* Begin *
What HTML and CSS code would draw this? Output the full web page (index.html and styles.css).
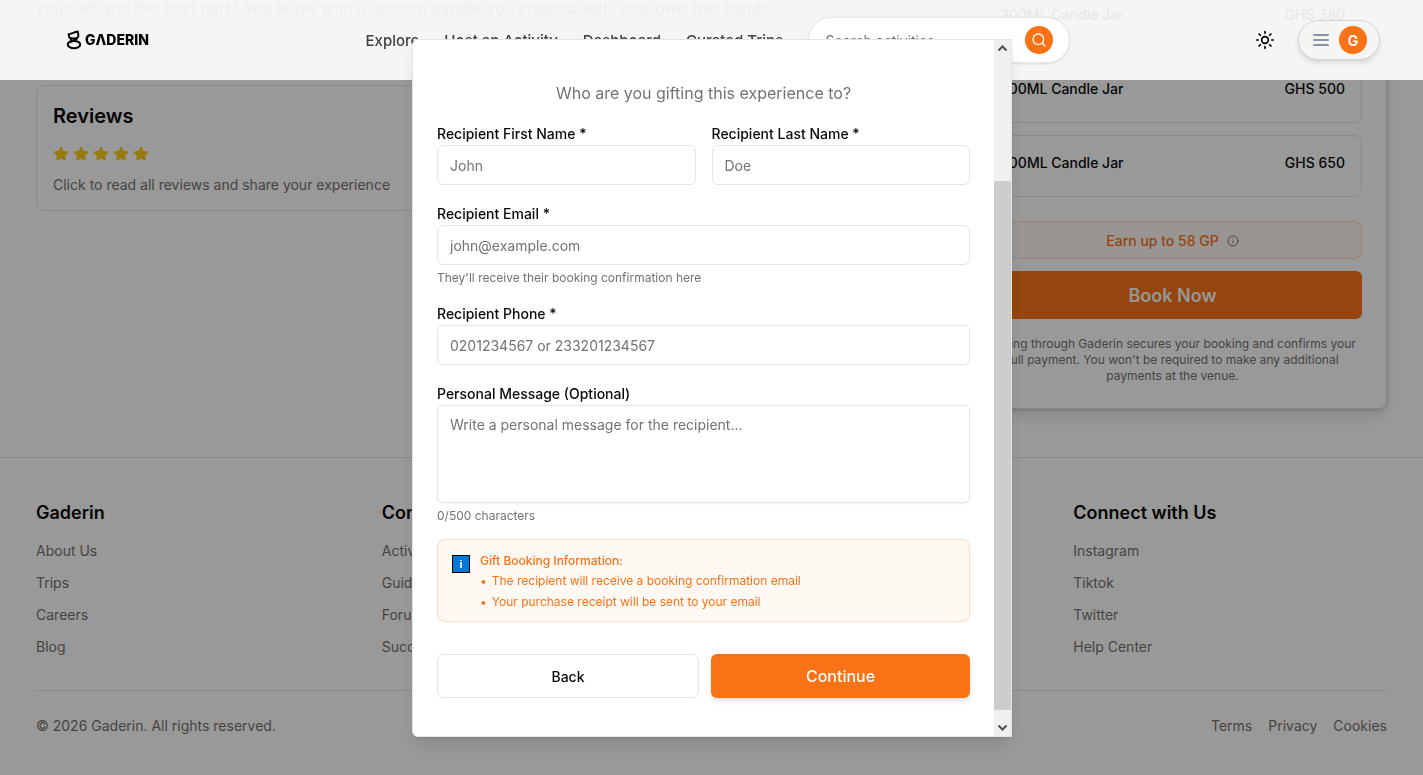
FILE: index.html
```html
<!DOCTYPE html>
<html lang="en">
<head>
    <meta charset="UTF-8">
    <meta name="viewport" content="width=device-width, initial-scale=1.0">
    <title>Gaderin - Gift this experience</title>
    <link rel="stylesheet" href="styles.css">
</head>
<body>
    <!-- Page behind the dialog, scrolled to its end -->
    <div class="page">
        <main class="content">
            <div class="details">
                <p class="description">yourself and the best part? You leave with a custom candle you created with your own two hands.</p>
                <section class="reviews">
                    <h2>Reviews</h2>
                    <div class="stars">
                        <svg viewBox="0 0 24 24"><use href="#star"/></svg>
                        <svg viewBox="0 0 24 24"><use href="#star"/></svg>
                        <svg viewBox="0 0 24 24"><use href="#star"/></svg>
                        <svg viewBox="0 0 24 24"><use href="#star"/></svg>
                        <svg viewBox="0 0 24 24"><use href="#star"/></svg>
                    </div>
                    <p>Click to read all reviews and share your experience</p>
                </section>
            </div>

            <aside class="booking">
                <ul class="options">
                    <li><span>300ML Candle Jar</span><span>GHS 380</span></li>
                    <li><span>500ML Candle Jar</span><span>GHS 500</span></li>
                    <li><span>600ML Candle Jar</span><span>GHS 650</span></li>
                </ul>
                <div class="points">
                    <span>Earn up to 58 GP</span>
                    <svg viewBox="0 0 24 24"><circle cx="12" cy="12" r="10"/><path d="M12 16v-4M12 8h.01"/></svg>
                </div>
                <button class="book-button" type="button">Book Now</button>
                <p class="note">Paying through Gaderin secures your booking and confirms your full payment. You won't be required to make any additional payments at the venue.</p>
            </aside>
        </main>

        <footer>
            <div class="footer-links">
                <div>
                    <h3>Gaderin</h3>
                    <ul>
                        <li><a href="#">About Us</a></li>
                        <li><a href="#">Trips</a></li>
                        <li><a href="#">Careers</a></li>
                        <li><a href="#">Blog</a></li>
                    </ul>
                </div>
                <div>
                    <h3>Community</h3>
                    <ul>
                        <li><a href="#">Activities</a></li>
                        <li><a href="#">Guides</a></li>
                        <li><a href="#">Forum</a></li>
                        <li><a href="#">Success</a></li>
                    </ul>
                </div>
                <div></div>
                <div>
                    <h3>Connect with Us</h3>
                    <ul>
                        <li><a href="#">Instagram</a></li>
                        <li><a href="#">Tiktok</a></li>
                        <li><a href="#">Twitter</a></li>
                        <li><a href="#">Help Center</a></li>
                    </ul>
                </div>
            </div>
            <div class="footer-bottom">
                <p>© 2026 Gaderin. All rights reserved.</p>
                <div class="legal">
                    <a href="#">Terms</a>
                    <a href="#">Privacy</a>
                    <a href="#">Cookies</a>
                </div>
            </div>
        </footer>
    </div>

    <div class="overlay"></div>

    <!-- Navigation Bar -->
    <header>
        <a class="logo" href="#" aria-label="Gaderin">
            <svg class="logo-mark" viewBox="0 0 16 20">
                <path d="M2.600 4.200C5 3.800 8 2.400 11.800 1.600C11.400 3.400 13.400 5.800 12 7.200C10 8.800 4.800 9 3.600 7.800C3 7 3.200 5.400 2.600 4.200Z"/>
                <path d="M5.400 8.800L4.600 11.400M11 8.600L5.400 11.600"/>
                <ellipse cx="8" cy="14.600" rx="6.200" ry="3.700"/>
            </svg>
            <span>G&Lambda;DERIN</span>
        </a>
        <div class="nav-center">
            <nav>
                <a href="#">Explore</a>
                <a href="#">Host an Activity</a>
                <a href="#">Dashboard</a>
                <a href="#">Curated Trips</a>
            </nav>
            <form class="search">
                <input type="text" placeholder="Search activities..." aria-label="Search activities">
                <button type="button" aria-label="Search">
                    <svg viewBox="0 0 24 24"><circle cx="11" cy="11" r="8"/><path d="M21 21l-4.300-4.300"/></svg>
                </button>
            </form>
        </div>
        <div class="nav-right">
            <button class="theme" type="button" aria-label="Change theme">
                <svg viewBox="0 0 24 24"><circle cx="12" cy="12" r="4"/><path d="M12 2v2M12 20v2M4.930 4.930l1.410 1.410M17.660 17.660l1.410 1.410M2 12h2M20 12h2M6.340 17.660l-1.410 1.410M19.070 4.930l-1.410 1.410"/></svg>
            </button>
            <button class="account" type="button" aria-label="Account menu">
                <svg viewBox="0 0 20 20"><path d="M3 5h14M3 10h14M3 15h14"/></svg>
                <span class="avatar">G</span>
            </button>
        </div>
    </header>

    <!-- Gift Dialog -->
    <div class="dialog-wrap">
        <div class="dialog" role="dialog" aria-label="Gift this experience">
            <form class="gift-form">
                <p class="question">Who are you gifting this experience to?</p>
                <div class="row">
                    <div class="field">
                        <label for="first-name">Recipient First Name *</label>
                        <input id="first-name" type="text" placeholder="John">
                    </div>
                    <div class="field">
                        <label for="last-name">Recipient Last Name *</label>
                        <input id="last-name" type="text" placeholder="Doe">
                    </div>
                </div>
                <div class="field">
                    <label for="email">Recipient Email *</label>
                    <input id="email" type="email" placeholder="john@example.com">
                    <p class="hint">They'll receive their booking confirmation here</p>
                </div>
                <div class="field">
                    <label for="phone">Recipient Phone *</label>
                    <input id="phone" type="tel" placeholder="0201234567 or 233201234567">
                </div>
                <div class="field">
                    <label for="message">Personal Message (Optional)</label>
                    <textarea id="message" placeholder="Write a personal message for the recipient..."></textarea>
                    <p class="hint">0/500 characters</p>
                </div>
                <div class="info">
                    <svg viewBox="0 0 18 18">
                        <path fill="#000" d="M0 0h18v18H0z"/>
                        <path fill="#0078d7" d="M1 1h16v16H1z"/>
                        <path fill="#cfe6f8" d="M8 5h2v1H8zM8 7h2v6H8z"/>
                    </svg>
                    <div>
                        <h4>Gift Booking Information:</h4>
                        <ul>
                            <li>The recipient will receive a booking confirmation email</li>
                            <li>Your purchase receipt will be sent to your email</li>
                        </ul>
                    </div>
                </div>
                <div class="actions">
                    <button class="back" type="button">Back</button>
                    <button class="continue" type="button">Continue</button>
                </div>
            </form>
            <div class="scrollbar">
                <svg viewBox="0 0 17 17"><path d="M4.500 10.500l4-4 4 4"/></svg>
                <div class="track"><div class="thumb"></div></div>
                <svg viewBox="0 0 17 17"><path d="M4.500 6.500l4 4 4-4"/></svg>
            </div>
        </div>
    </div>

    <svg class="sprite">
        <symbol id="star" viewBox="0 0 24 24">
            <path d="M12 2l3.090 6.260L22 9.270l-5 4.870 1.180 6.880L12 17.770l-6.180 3.250L7 14.140 2 9.270l6.910-1.010L12 2z"/>
        </symbol>
    </svg>
</body>
</html>
```
FILE: styles.css
```css
* {
    box-sizing: border-box;
}

body {
    margin: 0;
    font-family: 'Inter', sans-serif;
    font-size: 14px;
    line-height: 20px;
    color: #0c0a09;
    background-color: #fff;
}

h2, h3, h4, p, ul {
    margin: 0;
    padding: 0;
}

ul {
    list-style: none;
}

a {
    color: inherit;
    text-decoration: none;
}

button, input, textarea {
    font-family: inherit;
    font-size: 14px;
    color: inherit;
}

button {
    cursor: pointer;
}

svg {
    display: block;
    flex-shrink: 0;
    fill: none;
    stroke-linecap: round;
    stroke-linejoin: round;
}

.sprite {
    display: none;
}

/* Page */
.page {
    display: flex;
    flex-direction: column;
    justify-content: flex-end;
    height: 100vh;
    overflow: hidden;
}

.content {
    display: grid;
    grid-template-columns: repeat(3, 1fr);
    gap: 32px;
    padding: 0 36px 48px;
}

.details {
    grid-column: span 2;
    padding-top: 33px;
}

.description {
    padding-bottom: 31px;
    border-bottom: 1px solid #e5e5e5;
    font-size: 16px;
    line-height: 26px;
    color: #78716c;
}

.reviews {
    margin-top: 32px;
    padding: 16px 16px 15px;
    border: 1px solid #e5e5e5;
    border-radius: 8px;
}

.reviews h2 {
    font-size: 20px;
    font-weight: 600;
    line-height: 28px;
}

.reviews p {
    color: #78716c;
}

.stars {
    display: flex;
    gap: 4px;
    margin: 16px 0 13px;
}

.stars svg {
    width: 16px;
    height: 16px;
    fill: #facc15;
    stroke: #facc15;
    stroke-width: 2;
}

/* Booking card */
.booking {
    padding: 24px;
    border: 1px solid #e5e5e5;
    border-radius: 8px;
    box-shadow: 0 10px 15px -3px rgba(0, 0, 0, 0.1), 0 4px 6px -4px rgba(0, 0, 0, 0.1), 0 0 4px rgba(0, 0, 0, 0.2);
}

.options {
    display: grid;
    gap: 12px;
}

.options li {
    display: flex;
    justify-content: space-between;
    height: 62px;
    padding: 17px 16px;
    border: 1px solid #e5e5e5;
    border-radius: 8px;
    font-weight: 500;
}

.points {
    display: flex;
    align-items: center;
    justify-content: center;
    gap: 8px;
    margin: 24px 0 12px;
    padding: 9px 8px 7px;
    border: 1px solid rgba(249, 115, 22, 0.2);
    border-radius: 8px;
    background-color: rgba(249, 115, 22, 0.05);
    color: #f97316;
    font-weight: 500;
}

.points svg {
    width: 12px;
    height: 12px;
    stroke: #78716c;
    stroke-width: 2;
}

.book-button {
    width: 100%;
    height: 48px;
    border: none;
    border-radius: 6px;
    background-color: #f97316;
    color: #fafaf9;
    font-size: 18px;
    font-weight: 600;
}

.note {
    margin-top: 17px;
    font-size: 12px;
    line-height: 16px;
    text-align: center;
    color: #78716c;
}

/* Footer */
footer {
    padding: 41px 36px 39px;
    border-top: 1px solid #e5e5e5;
    color: #78716c;
}

.footer-links {
    display: grid;
    grid-template-columns: repeat(4, 1fr);
    gap: 32px;
    padding-bottom: 33px;
    border-bottom: 1px solid #e5e5e5;
}

footer h3 {
    margin-bottom: 14px;
    font-size: 18px;
    font-weight: 600;
    line-height: 28px;
    color: #0c0a09;
}

footer ul {
    display: grid;
    gap: 12px;
}

.footer-bottom {
    display: flex;
    justify-content: space-between;
    padding-top: 25px;
}

.legal {
    display: flex;
    gap: 16px;
}

.overlay {
    position: fixed;
    inset: 0;
    background-color: rgba(0, 0, 0, 0.4);
}

/* Header lies over the overlay */
header {
    position: fixed;
    top: 0;
    left: 0;
    right: 0;
    display: flex;
    align-items: center;
    justify-content: space-between;
    height: 80px;
    padding: 0 43px;
    background-color: rgba(255, 255, 255, 0.9);
}

.logo {
    display: flex;
    align-items: center;
    gap: 3px;
    padding: 0 32px 0 23px;
    color: #000;
    font-size: 14px;
    font-weight: 800;
}

.logo-mark {
    width: 16px;
    height: 20px;
    stroke: #000;
    stroke-width: 2;
}

.nav-center, .nav-right, nav {
    display: flex;
    align-items: center;
}

.nav-center, nav {
    gap: 25px;
}

nav {
    padding-top: 2px;
    font-size: 15px;
    font-weight: 500;
    color: #44403c;
}

.search {
    display: flex;
    align-items: center;
    width: 262px;
    height: 46px;
    padding: 0 16px;
    border: 1px solid #e5e5e5;
    border-radius: 23px;
    background-color: #fff;
    box-shadow: 0 1px 3px rgba(0, 0, 0, 0.1);
}

.search input {
    flex: 1;
    min-width: 0;
    padding: 0;
    border: none;
    outline: none;
    background: none;
}

.search button {
    display: grid;
    place-items: center;
    width: 28px;
    height: 28px;
    padding: 0;
    border: none;
    border-radius: 50%;
    background-color: #f97316;
}

.search svg {
    width: 16px;
    height: 16px;
    stroke: #fff;
    stroke-width: 2;
}

.nav-right {
    gap: 23px;
}

.theme {
    padding: 0;
    border: none;
    background: none;
}

.theme svg {
    width: 20px;
    height: 20px;
    stroke: #000;
    stroke-width: 2;
}

.account {
    display: flex;
    align-items: center;
    gap: 8px;
    height: 40px;
    padding: 0 12px;
    border: 1px solid #d1d5db;
    border-radius: 20px;
    background-color: #f5f5f4;
    box-shadow: 0 4px 6px -1px rgba(0, 0, 0, 0.1), 0 2px 4px -2px rgba(0, 0, 0, 0.1);
}

.account svg {
    width: 20px;
    height: 20px;
    stroke: #8a94a6;
    stroke-width: 2;
}

.avatar {
    width: 28px;
    height: 28px;
    border-radius: 50%;
    background-color: #f97316;
    color: #fff;
    font-weight: 600;
    line-height: 29px;
}

/* Dialog */
.dialog-wrap {
    position: fixed;
    inset: 0;
    display: flex;
    align-items: center;
    justify-content: center;
    padding: 1px 0 0 1px;
}

.dialog {
    display: flex;
    width: 600px;
    max-width: 100%;
    border: 1px solid #e5e5e5;
    border-radius: 6px 0 0 6px;
    background-color: #fff;
    box-shadow: 0 10px 15px -3px rgba(0, 0, 0, 0.1), 0 4px 6px -4px rgba(0, 0, 0, 0.1);
}

.gift-form {
    flex: 1;
    display: grid;
    gap: 20px;
    padding: 41px 24px 38px;
}

.question {
    font-size: 16px;
    line-height: 24px;
    text-align: center;
    color: #78716c;
}

.row {
    display: grid;
    grid-template-columns: 1fr 1fr;
    gap: 16px;
}

.field {
    display: flex;
    flex-direction: column;
}

.field label {
    margin-bottom: 2px;
    font-weight: 500;
    line-height: 18px;
}

.field input, .field textarea {
    width: 100%;
    height: 40px;
    padding: 8px 12px;
    border: 1px solid #e5e5e5;
    border-radius: 6px;
    background-color: #fff;
    line-height: 20px;
}

.field textarea {
    display: block;
    height: 98px;
    padding: 9px 12px;
    resize: none;
    box-shadow: 0 1px 2px rgba(0, 0, 0, 0.05);
}

input::placeholder, textarea::placeholder {
    color: #78716c;
    opacity: 1;
}

.hint {
    margin-top: 5px;
    font-size: 12px;
    line-height: 15px;
    color: #78716c;
}

.info {
    display: flex;
    gap: 10px;
    margin-top: -4px;
    padding: 13px 14px 11px;
    border: 1px solid rgba(249, 115, 22, 0.2);
    border-radius: 8px;
    background-color: rgba(249, 115, 22, 0.05);
    color: #f97316;
    font-size: 12px;
    line-height: 16px;
}

.info svg {
    width: 18px;
    height: 18px;
    margin-top: 2px;
}

.info h4 {
    margin-bottom: 4px;
    font-size: 12px;
    font-weight: 500;
}

.info ul {
    display: grid;
    gap: 5px;
}

.info li::before {
    content: '•';
    margin-right: 5px;
}

.actions {
    display: grid;
    grid-template-columns: 1fr 259px;
    gap: 12px;
    margin-top: 12px;
}

.actions button {
    height: 44px;
    border-radius: 6px;
    font-weight: 500;
}

.back {
    border: 1px solid #e5e5e5;
    background-color: #fff;
}

.actions .continue {
    border: none;
    background-color: #f97316;
    color: #fafaf9;
    font-size: 16px;
    box-shadow: 0 4px 6px -1px rgba(0, 0, 0, 0.1), 0 2px 4px -2px rgba(0, 0, 0, 0.1);
}

/* Scrollbar */
.scrollbar {
    display: flex;
    flex-direction: column;
    width: 17px;
    background-color: #f0f0f0;
}

.scrollbar svg {
    width: 17px;
    height: 17px;
    stroke: #505050;
    stroke-width: 2;
    stroke-linecap: butt;
    stroke-linejoin: miter;
}

.track {
    display: flex;
    flex: 1;
    align-items: flex-end;
    padding-bottom: 9px;
}

.thumb {
    width: 100%;
    height: 81%;
    background-color: #cdcdcd;
}
```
* End *
__Task prompt__.
From the data above, show each line that contains "full".

__Expected output__.
What HTML and CSS code would draw this? Output the full web page (index.html and styles.css).
                <p class="note">Paying through Gaderin secures your booking and confirms your full payment. You won't be required to make any additional payments at the venue.</p>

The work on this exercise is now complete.